We made our annual pilgrimage to see the bluebell wood at Coton Manor – the website said the bluebells were now flowering. I can remember the first time I went to see them – what a sight – the sun was streaming through the trees – the bluebells were flowering their socks off – and that particular bluebell fragrance when they are en masse is intoxicating. It really did make my heart miss a beat and put a big grin on my face .( see here for last summers' visit)

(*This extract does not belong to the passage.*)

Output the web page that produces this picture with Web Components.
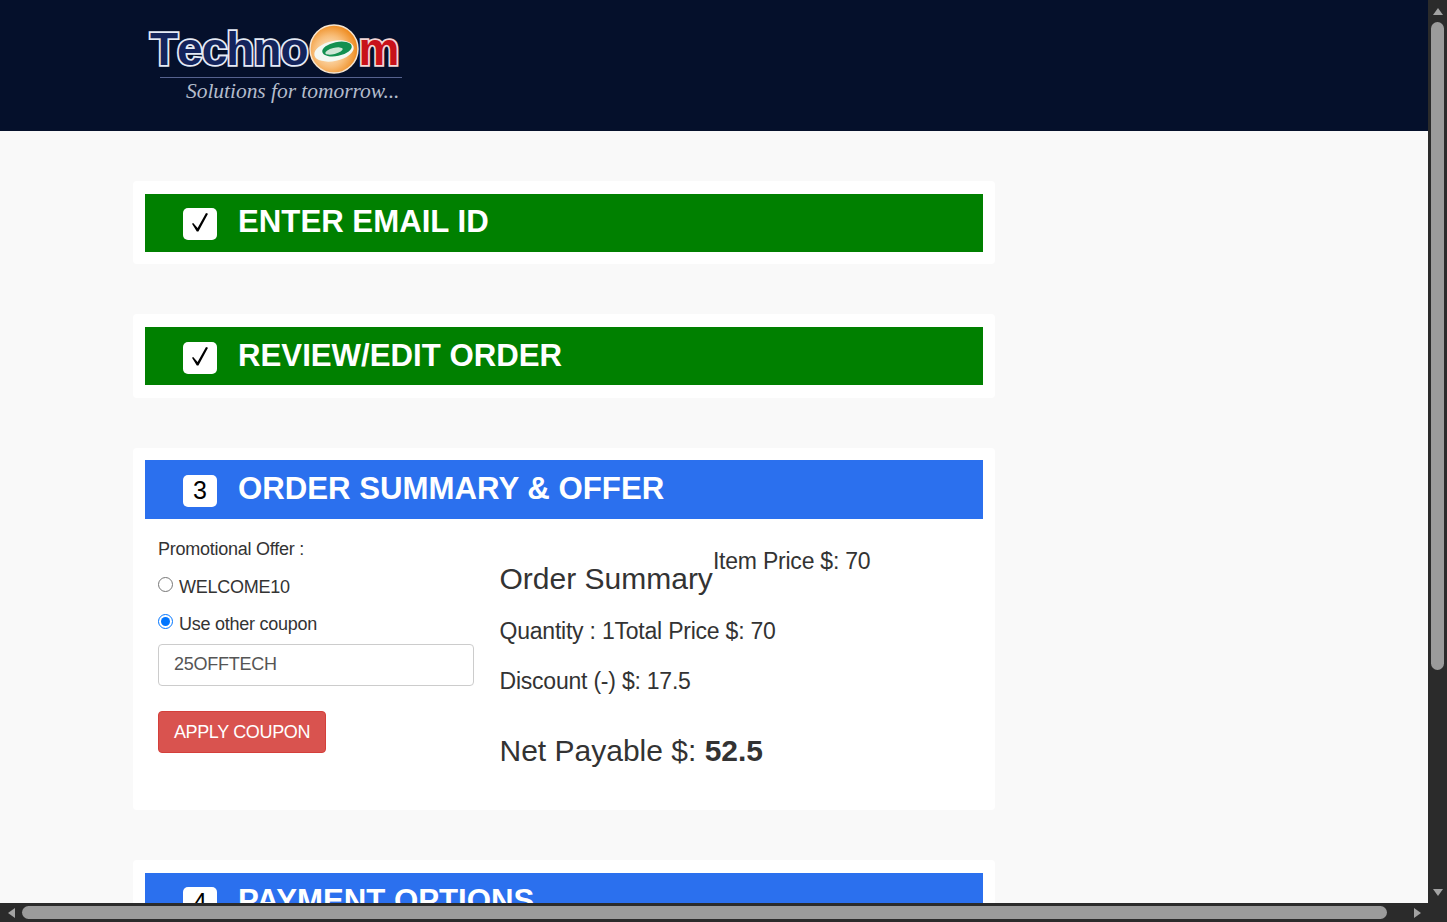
<!DOCTYPE html>
<html lang="en">
<head>
<meta charset="utf-8">
<title>Checkout</title>
<style>
html, body { margin: 0; height: 100%; overflow: hidden; }
body { font-family: "Liberation Sans", Arial, sans-serif; color: #333; }
</style>
</head>
<body>
<checkout-page>
    <site-header></site-header>
    <checkout-step number="1" heading="ENTER EMAIL ID" done></checkout-step>
    <checkout-step number="2" heading="REVIEW/EDIT ORDER" done></checkout-step>
    <checkout-step number="3" heading="ORDER SUMMARY &amp; OFFER">
        <div style="display:grid;grid-template-columns:341.5px 1fr">
            <coupon-form></coupon-form>
            <order-summary></order-summary>
        </div>
    </checkout-step>
    <checkout-step number="4" heading="PAYMENT OPTIONS"></checkout-step>
</checkout-page>

<script>
class CheckoutPage extends HTMLElement {
    connectedCallback() {
        let shadow = this.attachShadow({mode: 'open'});
        shadow.innerHTML = `
        <style>
            :host { display: grid; grid-template-columns: 1fr 19px; grid-template-rows: 1fr 19px; width: 1447px; height: 922px; }
            .view { overflow: hidden; background: #f9f9f9; }
            .steps { display: flex; flex-direction: column; gap: 50px; width: 862px; margin: 50.1px 0 0 133px; }
            .corner { background: #2b2b2b; }
        </style>
        <div class="view">
            <slot name="top"></slot>
            <div class="steps"><slot></slot></div>
        </div>
        <page-scrollbar dir="y"></page-scrollbar>
        <page-scrollbar dir="x"></page-scrollbar>
        <div class="corner"></div>`;
        this.querySelector('site-header').slot = 'top';
    }
}

class SiteHeader extends HTMLElement {
    connectedCallback() {
        let shadow = this.attachShadow({mode: 'open'});
        shadow.innerHTML = `
        <style>
            :host { display: block; height: 131px; background: #05102b; box-sizing: border-box; padding: 24px 0 0 150px; }
            .logo { width: 252px; }
            .word { display: flex; align-items: center; height: 50px; font: bold 46px "Liberation Sans", sans-serif; font-kerning: none; letter-spacing: -1px; }
            .word span { -webkit-text-stroke: 3.6px #e6ebf6; paint-order: stroke fill; line-height: 50px; }
            .tech { color: #14245c; }
            .m { color: #c8121a; margin-left: 0; -webkit-text-stroke-color: #f3d8d8 !important; }
            svg { flex: none; margin-left: 1px; }
            .rule { height: 1px; background: #56628f; margin: 3px 0 0 10px; }
            .tag { font: italic 21.5px "Liberation Serif", serif; letter-spacing: -.04px; color: #b4bccb; margin: 1px 0 0 36px; white-space: nowrap; line-height: 24px; }
        </style>
        <div class="logo">
            <div class="word">
                <span class="tech">Techno</span>
                <svg width="50" height="50" viewBox="0 0 50 50">
                    <defs>
                        <radialGradient id="ball" cx="42%" cy="55%" r="55%">
                            <stop offset="0" stop-color="#fdf0dc"/>
                            <stop offset=".6" stop-color="#f8bd78"/>
                            <stop offset="1" stop-color="#ef8f26"/>
                        </radialGradient>
                    </defs>
                    <circle cx="25" cy="25" r="24" fill="url(#ball)" stroke="#f6e6d2" stroke-width="1.5"/>
                    <ellipse cx="25" cy="27" rx="20" ry="10" fill="#f4f8f2" transform="rotate(-12 25 27)"/>
                    <ellipse cx="28" cy="25" rx="15" ry="7" fill="#139050" transform="rotate(-12 28 25)"/>
                    <ellipse cx="25" cy="27" rx="9" ry="3" fill="#cfe6d6" transform="rotate(-14 25 27)"/>
                </svg>
                <span class="m">m</span>
            </div>
            <div class="rule"></div>
            <div class="tag">Solutions for tomorrow...</div>
        </div>`;
    }
}

class CheckoutStep extends HTMLElement {
    connectedCallback() {
        let number = this.getAttribute('number');
        let heading = this.getAttribute('heading');
        let done = this.hasAttribute('done');
        let shadow = this.attachShadow({mode: 'open'});
        shadow.innerHTML = `
        <style>
            :host { display: block; background: #fff; border-radius: 4px; padding: 12.5px 12px; }
            .bar { display: flex; align-items: center; height: 58.4px; padding-left: 38px; color: #fff; background: ${done ? '#008000' : '#2b70ee'}; }
            .badge { display: flex; align-items: center; justify-content: center; box-sizing: border-box; width: 34px; height: 32px; margin-top: 3px; padding-bottom: 2px; border-radius: 5px; background: #fff; color: #000; font-size: 25px; }
            .badge svg { display: block; }
            h2 { margin: 0 0 1px 21px; font-size: 31.2px; font-weight: bold; line-height: 36px; white-space: nowrap; }
            .body:empty { display: none; }
        </style>
        <div class="bar">
            <span class="badge">${done
                ? '<svg width="18" height="20" viewBox="0 0 18 20"><path d="M1 10.8L2.2 10L6.6 15L15 0L17 .8L7.4 18.6H5.8Z" fill="#000"/></svg>'
                : number}</span>
            <h2>${heading}</h2>
        </div>
        <div class="body"><slot></slot></div>`;
    }
}

class CouponForm extends HTMLElement {
    connectedCallback() {
        let shadow = this.attachShadow({mode: 'open'});
        shadow.innerHTML = `
        <style>
            :host { display: block; box-sizing: border-box; height: 279px; padding: 18px 13px 0; font-size: 18px; letter-spacing: -.25px; line-height: 24px; }
            .title { margin-bottom: 14px; }
            label { display: flex; align-items: center; height: 24px; margin-bottom: 13px; }
            label span { margin-left: 6px; }
            input[type=radio] { width: 15px; height: 15px; margin: -5px 0 0 0; }
            label + label input { margin-top: -4px; }
            input[type=text] { display: block; box-sizing: border-box; width: 316px; height: 42px; margin-top: -5px; padding: 0 15px; border: 1px solid #ccc; border-radius: 4px; color: #555; font: inherit; letter-spacing: -.25px; outline: none; }
            button { display: block; width: 168px; height: 42px; margin-top: 25px; padding: 0; border: 1px solid #d43f3a; border-radius: 4px; background: #d9534f; color: #fff; font: inherit; letter-spacing: -.35px; }
        </style>
        <div class="title">Promotional Offer :</div>
        <label><input type="radio" name="offer"><span>WELCOME10</span></label>
        <label><input type="radio" name="offer" checked><span>Use other coupon</span></label>
        <input type="text" value="25OFFTECH">
        <button type="button">APPLY COUPON</button>`;
    }
}

class OrderSummary extends HTMLElement {
    connectedCallback() {
        let shadow = this.attachShadow({mode: 'open'});
        shadow.innerHTML = `
        <style>
            :host { display: block; padding: 28px 13px 0; font-size: 23px; line-height: 28px; letter-spacing: -.22px; }
            .head { display: flex; align-items: flex-start; }
            h3 { margin: 15px 0 -1px; font-size: 30px; font-weight: normal; line-height: 34px; letter-spacing: 0; }
            p { margin: 22px 0 0; }
            .net { margin-top: 39px; font-size: 30px; line-height: 34px; letter-spacing: 0; }
        </style>
        <div class="head"><h3>Order Summary</h3><span>Item Price $: 70</span></div>
        <p>Quantity : 1<span>Total Price $: 70</span></p>
        <p>Discount (-) $: 17.5</p>
        <p class="net">Net Payable $: <b>52.5</b></p>`;
    }
}

class PageScrollbar extends HTMLElement {
    connectedCallback() {
        let vertical = this.getAttribute('dir') == 'y';
        let shadow = this.attachShadow({mode: 'open'});
        // arrows: up/down for the vertical bar, left/right for the horizontal one
        let first = vertical ? '0,7 5,0 10,7' : '7,0 0,5 7,10';
        let last = vertical ? '0,0 10,0 5,7' : '0,0 7,5 0,10';
        let size = vertical ? 'width="10" height="7" viewBox="0 0 10 7"' : 'width="7" height="10" viewBox="0 0 7 10"';
        shadow.innerHTML = `
        <style>
            :host { display: flex; flex-direction: ${vertical ? 'column' : 'row'}; align-items: center; background: #2b2b2b; }
            .end { flex: none; display: flex; align-items: center; justify-content: center; ${vertical ? 'width: 19px; height: 22px;' : 'width: 22px; height: 19px;'} }
            .track { flex: 1; align-self: stretch; display: flex; flex-direction: ${vertical ? 'column' : 'row'}; padding: 3px; padding-${vertical ? 'top' : 'left'}: 0; padding-${vertical ? 'bottom' : 'right'}: 0; }
            .thumb { background: #9b9b9b; border-radius: 7px; ${vertical ? 'height: 648px;' : 'width: 1365px;'} }
        </style>
        <div class="end"><svg ${size}><polygon points="${first}" fill="#a3a3a3"/></svg></div>
        <div class="track"><div class="thumb"></div></div>
        <div class="end"><svg ${size}><polygon points="${last}" fill="#a3a3a3"/></svg></div>`;
    }
}

customElements.define('checkout-page', CheckoutPage);
customElements.define('site-header', SiteHeader);
customElements.define('checkout-step', CheckoutStep);
customElements.define('coupon-form', CouponForm);
customElements.define('order-summary', OrderSummary);
customElements.define('page-scrollbar', PageScrollbar);
</script>
</body>
</html>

Alas, this time, the day was a little dull and a lot of the bluebells were still in bud – next week would have been better to get the full effect. It was still glorious though and the Coton Manor gardens are a delight. It is quite a steep garden with streams running through it. They have been busy getting the borders weeded and ready for the coming season everything was in spit-spot order.
A fine and subtle spirit dwells
In every little flower,
Each one its own sweet feeling breathes
With more or less of power.
There is a silent eloquence
In every wild bluebell
That fills my softened heart with bliss
That words could never tell.
Here are some pictures for you to enjoy.
People come from miles around to visit this garden the car park was jammed full but somehow everyone seems to disperse and it doesn’t seem crowded – and at the end of the visit we all gravitate towards the tea rooms where pots of tea and freshly made cakes and scones are devoured.
All in all - an afternoon of delights.
“Over every inch of wood, as far as and even beyond its boundaries, the bluebells are also thickening for flower, a million spikes with dark hearts of bud and here and there a breaking out of petals. They cover the rich soggy wood-soil like shining green reeds, everywhere. Among them and perhaps because of them there are a few primroses, fewer anemones. The bluebells crowd out everything, drown the whole wood-floor with great pools of flower until the trees, in May, seem to be standing in deep lakes of liquid mauve.”